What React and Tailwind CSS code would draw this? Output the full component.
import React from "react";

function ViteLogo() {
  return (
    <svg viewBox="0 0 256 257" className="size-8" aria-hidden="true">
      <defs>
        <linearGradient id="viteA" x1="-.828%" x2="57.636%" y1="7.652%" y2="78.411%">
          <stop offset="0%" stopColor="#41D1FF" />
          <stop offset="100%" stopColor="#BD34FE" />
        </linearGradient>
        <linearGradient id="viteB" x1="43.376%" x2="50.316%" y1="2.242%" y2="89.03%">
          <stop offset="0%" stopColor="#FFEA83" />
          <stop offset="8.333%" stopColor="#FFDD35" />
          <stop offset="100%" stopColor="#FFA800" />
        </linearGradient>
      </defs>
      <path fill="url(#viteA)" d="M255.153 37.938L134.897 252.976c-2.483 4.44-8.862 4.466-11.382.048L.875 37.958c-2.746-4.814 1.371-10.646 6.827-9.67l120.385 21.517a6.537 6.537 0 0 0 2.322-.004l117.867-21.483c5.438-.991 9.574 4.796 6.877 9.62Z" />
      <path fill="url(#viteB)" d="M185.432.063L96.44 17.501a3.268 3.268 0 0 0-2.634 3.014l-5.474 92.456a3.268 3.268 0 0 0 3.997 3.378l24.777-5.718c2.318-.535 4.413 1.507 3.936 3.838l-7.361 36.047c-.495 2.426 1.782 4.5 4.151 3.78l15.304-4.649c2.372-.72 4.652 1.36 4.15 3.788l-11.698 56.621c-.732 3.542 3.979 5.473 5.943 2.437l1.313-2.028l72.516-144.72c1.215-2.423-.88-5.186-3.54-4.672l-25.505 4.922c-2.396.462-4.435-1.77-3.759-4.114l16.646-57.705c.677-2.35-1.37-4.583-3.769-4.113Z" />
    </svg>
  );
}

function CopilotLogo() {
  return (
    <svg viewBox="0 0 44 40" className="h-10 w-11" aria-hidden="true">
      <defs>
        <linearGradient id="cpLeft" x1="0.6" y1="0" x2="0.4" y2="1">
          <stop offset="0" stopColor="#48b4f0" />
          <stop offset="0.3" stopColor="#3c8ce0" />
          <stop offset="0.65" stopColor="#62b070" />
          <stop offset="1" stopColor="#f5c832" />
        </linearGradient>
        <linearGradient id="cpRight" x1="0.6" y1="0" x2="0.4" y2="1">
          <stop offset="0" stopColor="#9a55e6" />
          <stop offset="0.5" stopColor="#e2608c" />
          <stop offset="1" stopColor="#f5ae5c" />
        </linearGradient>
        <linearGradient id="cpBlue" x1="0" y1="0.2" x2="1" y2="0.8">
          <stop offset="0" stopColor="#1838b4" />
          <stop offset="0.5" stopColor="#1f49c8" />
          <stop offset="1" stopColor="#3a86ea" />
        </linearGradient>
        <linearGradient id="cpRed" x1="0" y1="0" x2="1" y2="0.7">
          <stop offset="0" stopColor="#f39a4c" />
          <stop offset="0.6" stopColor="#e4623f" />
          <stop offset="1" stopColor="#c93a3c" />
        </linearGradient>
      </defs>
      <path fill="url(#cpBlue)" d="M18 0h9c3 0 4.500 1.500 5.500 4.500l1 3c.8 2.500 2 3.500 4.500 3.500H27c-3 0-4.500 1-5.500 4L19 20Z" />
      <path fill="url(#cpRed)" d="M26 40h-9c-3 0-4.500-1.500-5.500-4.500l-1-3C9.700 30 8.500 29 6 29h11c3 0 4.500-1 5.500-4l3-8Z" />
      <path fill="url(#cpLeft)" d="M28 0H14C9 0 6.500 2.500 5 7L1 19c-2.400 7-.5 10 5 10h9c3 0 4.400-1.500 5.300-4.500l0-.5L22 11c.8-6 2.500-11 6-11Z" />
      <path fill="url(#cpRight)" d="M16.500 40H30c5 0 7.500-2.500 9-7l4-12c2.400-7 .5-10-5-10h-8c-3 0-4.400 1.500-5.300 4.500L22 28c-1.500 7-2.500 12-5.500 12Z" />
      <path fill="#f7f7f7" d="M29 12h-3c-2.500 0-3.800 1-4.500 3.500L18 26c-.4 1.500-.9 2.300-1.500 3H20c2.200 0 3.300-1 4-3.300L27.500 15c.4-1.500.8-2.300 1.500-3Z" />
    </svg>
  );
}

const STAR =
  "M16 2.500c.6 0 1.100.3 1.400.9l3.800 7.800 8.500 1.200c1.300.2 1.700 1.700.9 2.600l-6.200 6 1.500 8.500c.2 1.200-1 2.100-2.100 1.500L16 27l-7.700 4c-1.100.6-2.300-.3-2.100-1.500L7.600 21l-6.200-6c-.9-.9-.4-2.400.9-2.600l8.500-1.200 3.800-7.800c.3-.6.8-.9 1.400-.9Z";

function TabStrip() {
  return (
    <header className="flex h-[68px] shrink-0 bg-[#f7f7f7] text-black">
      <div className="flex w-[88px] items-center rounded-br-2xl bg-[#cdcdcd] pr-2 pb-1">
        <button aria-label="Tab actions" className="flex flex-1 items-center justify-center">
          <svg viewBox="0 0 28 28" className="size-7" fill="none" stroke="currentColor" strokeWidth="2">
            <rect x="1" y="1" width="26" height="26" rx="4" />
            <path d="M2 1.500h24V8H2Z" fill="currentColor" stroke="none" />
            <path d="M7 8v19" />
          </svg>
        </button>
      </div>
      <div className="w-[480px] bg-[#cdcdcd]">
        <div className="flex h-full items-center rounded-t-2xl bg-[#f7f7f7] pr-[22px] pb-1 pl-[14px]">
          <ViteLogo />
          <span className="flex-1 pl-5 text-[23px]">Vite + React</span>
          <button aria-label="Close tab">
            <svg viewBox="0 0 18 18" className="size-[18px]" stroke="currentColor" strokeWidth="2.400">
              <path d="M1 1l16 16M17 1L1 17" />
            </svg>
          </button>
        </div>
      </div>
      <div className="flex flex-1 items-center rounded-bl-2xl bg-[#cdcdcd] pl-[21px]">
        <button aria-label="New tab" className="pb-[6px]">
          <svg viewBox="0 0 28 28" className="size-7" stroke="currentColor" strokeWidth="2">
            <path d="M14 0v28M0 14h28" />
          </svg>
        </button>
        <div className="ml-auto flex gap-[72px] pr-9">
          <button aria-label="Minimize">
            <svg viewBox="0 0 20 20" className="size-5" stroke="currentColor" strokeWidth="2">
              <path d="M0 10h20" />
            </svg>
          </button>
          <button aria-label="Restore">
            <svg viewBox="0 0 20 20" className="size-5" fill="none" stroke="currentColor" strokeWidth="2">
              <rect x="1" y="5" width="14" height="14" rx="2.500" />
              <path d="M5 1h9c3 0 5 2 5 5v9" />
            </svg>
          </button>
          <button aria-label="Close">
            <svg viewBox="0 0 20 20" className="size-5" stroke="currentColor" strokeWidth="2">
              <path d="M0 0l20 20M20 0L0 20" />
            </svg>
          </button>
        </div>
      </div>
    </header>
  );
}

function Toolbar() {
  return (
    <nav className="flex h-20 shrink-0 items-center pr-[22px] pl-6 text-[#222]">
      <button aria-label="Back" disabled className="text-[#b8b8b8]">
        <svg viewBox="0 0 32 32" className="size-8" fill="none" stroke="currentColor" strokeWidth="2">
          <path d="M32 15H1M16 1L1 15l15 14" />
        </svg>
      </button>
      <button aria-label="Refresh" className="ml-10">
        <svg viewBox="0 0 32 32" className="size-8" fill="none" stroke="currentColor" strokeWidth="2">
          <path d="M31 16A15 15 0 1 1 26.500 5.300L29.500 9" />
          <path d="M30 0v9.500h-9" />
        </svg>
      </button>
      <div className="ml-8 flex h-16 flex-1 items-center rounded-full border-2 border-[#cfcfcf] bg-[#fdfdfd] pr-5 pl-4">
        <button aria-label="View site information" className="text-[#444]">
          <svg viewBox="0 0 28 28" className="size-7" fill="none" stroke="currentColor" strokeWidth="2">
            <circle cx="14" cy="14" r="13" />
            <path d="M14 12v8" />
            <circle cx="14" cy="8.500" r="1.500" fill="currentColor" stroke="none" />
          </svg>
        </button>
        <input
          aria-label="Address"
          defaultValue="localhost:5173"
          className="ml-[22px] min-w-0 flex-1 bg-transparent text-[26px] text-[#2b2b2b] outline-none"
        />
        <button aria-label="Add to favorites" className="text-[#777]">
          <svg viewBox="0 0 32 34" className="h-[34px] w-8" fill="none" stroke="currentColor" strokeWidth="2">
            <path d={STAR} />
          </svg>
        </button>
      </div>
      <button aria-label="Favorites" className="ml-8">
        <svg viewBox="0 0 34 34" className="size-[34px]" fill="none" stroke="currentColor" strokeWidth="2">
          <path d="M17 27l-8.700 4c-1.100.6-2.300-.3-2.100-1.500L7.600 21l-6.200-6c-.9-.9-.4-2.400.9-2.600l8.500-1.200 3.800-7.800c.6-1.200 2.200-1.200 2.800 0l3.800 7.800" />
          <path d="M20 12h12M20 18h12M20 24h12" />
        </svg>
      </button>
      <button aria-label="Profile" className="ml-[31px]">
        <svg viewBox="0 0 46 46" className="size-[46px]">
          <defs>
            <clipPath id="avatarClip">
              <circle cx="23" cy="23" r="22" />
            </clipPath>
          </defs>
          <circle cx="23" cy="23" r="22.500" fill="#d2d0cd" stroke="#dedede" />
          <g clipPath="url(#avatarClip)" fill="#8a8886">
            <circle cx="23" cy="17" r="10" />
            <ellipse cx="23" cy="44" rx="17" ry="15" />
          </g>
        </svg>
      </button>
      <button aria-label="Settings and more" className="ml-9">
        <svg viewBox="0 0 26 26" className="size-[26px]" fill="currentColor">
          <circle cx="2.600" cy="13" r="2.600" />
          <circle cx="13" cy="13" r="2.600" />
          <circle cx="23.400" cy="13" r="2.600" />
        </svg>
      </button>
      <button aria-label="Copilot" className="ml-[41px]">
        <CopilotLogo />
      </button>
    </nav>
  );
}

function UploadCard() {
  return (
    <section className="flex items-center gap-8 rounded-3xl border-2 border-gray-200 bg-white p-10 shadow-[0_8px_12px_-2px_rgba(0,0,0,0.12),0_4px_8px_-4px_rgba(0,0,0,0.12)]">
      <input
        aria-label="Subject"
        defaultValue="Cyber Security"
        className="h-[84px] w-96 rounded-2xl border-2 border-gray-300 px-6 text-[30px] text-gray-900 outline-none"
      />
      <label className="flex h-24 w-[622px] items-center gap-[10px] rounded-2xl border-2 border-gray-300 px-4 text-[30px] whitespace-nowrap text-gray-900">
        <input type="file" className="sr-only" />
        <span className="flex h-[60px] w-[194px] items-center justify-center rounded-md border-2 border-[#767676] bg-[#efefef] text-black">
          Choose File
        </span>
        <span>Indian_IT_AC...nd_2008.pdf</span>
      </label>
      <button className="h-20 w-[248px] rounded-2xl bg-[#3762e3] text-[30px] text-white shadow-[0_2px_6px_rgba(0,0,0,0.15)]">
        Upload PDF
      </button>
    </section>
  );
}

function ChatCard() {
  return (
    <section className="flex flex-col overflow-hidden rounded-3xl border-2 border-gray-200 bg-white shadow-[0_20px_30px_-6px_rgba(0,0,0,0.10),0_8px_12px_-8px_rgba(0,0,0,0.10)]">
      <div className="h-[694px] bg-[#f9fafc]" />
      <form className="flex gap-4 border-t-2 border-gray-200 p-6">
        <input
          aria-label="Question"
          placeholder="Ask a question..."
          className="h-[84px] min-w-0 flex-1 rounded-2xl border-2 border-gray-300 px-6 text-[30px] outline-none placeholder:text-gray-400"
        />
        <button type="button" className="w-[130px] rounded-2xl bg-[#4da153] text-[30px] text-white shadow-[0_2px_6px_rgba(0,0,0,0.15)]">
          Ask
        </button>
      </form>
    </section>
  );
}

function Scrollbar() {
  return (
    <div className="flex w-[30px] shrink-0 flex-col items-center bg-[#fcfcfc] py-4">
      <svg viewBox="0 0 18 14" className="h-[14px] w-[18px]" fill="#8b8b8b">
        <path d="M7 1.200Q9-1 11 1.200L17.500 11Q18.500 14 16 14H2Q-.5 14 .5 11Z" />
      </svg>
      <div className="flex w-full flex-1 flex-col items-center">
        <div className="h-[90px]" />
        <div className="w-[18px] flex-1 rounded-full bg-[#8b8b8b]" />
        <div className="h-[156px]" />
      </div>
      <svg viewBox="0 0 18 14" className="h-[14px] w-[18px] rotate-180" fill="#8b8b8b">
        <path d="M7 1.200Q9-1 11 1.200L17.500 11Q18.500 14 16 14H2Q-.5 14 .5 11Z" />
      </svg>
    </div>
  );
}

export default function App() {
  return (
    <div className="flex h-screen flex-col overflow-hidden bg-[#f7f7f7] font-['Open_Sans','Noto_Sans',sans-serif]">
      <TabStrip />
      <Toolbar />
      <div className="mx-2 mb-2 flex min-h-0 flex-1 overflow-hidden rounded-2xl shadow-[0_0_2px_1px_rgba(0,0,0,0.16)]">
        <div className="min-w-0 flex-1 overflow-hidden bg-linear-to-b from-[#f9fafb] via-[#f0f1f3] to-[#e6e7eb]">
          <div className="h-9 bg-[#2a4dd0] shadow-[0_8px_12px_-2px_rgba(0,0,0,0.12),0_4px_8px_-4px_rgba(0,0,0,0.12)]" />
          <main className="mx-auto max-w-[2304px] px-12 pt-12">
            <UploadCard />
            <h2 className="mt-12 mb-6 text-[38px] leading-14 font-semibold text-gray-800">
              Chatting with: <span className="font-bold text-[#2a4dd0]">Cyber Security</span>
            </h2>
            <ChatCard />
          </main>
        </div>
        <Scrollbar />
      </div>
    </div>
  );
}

----------------------------------------

#### [AIM]
Up to and including the line with "import React from", repeat the data exactly, starting from its first line; nothing else belongs in the response.

#### [EXPECTED ANSWER]
What React and Tailwind CSS code would draw this? Output the full component.
import React from "react";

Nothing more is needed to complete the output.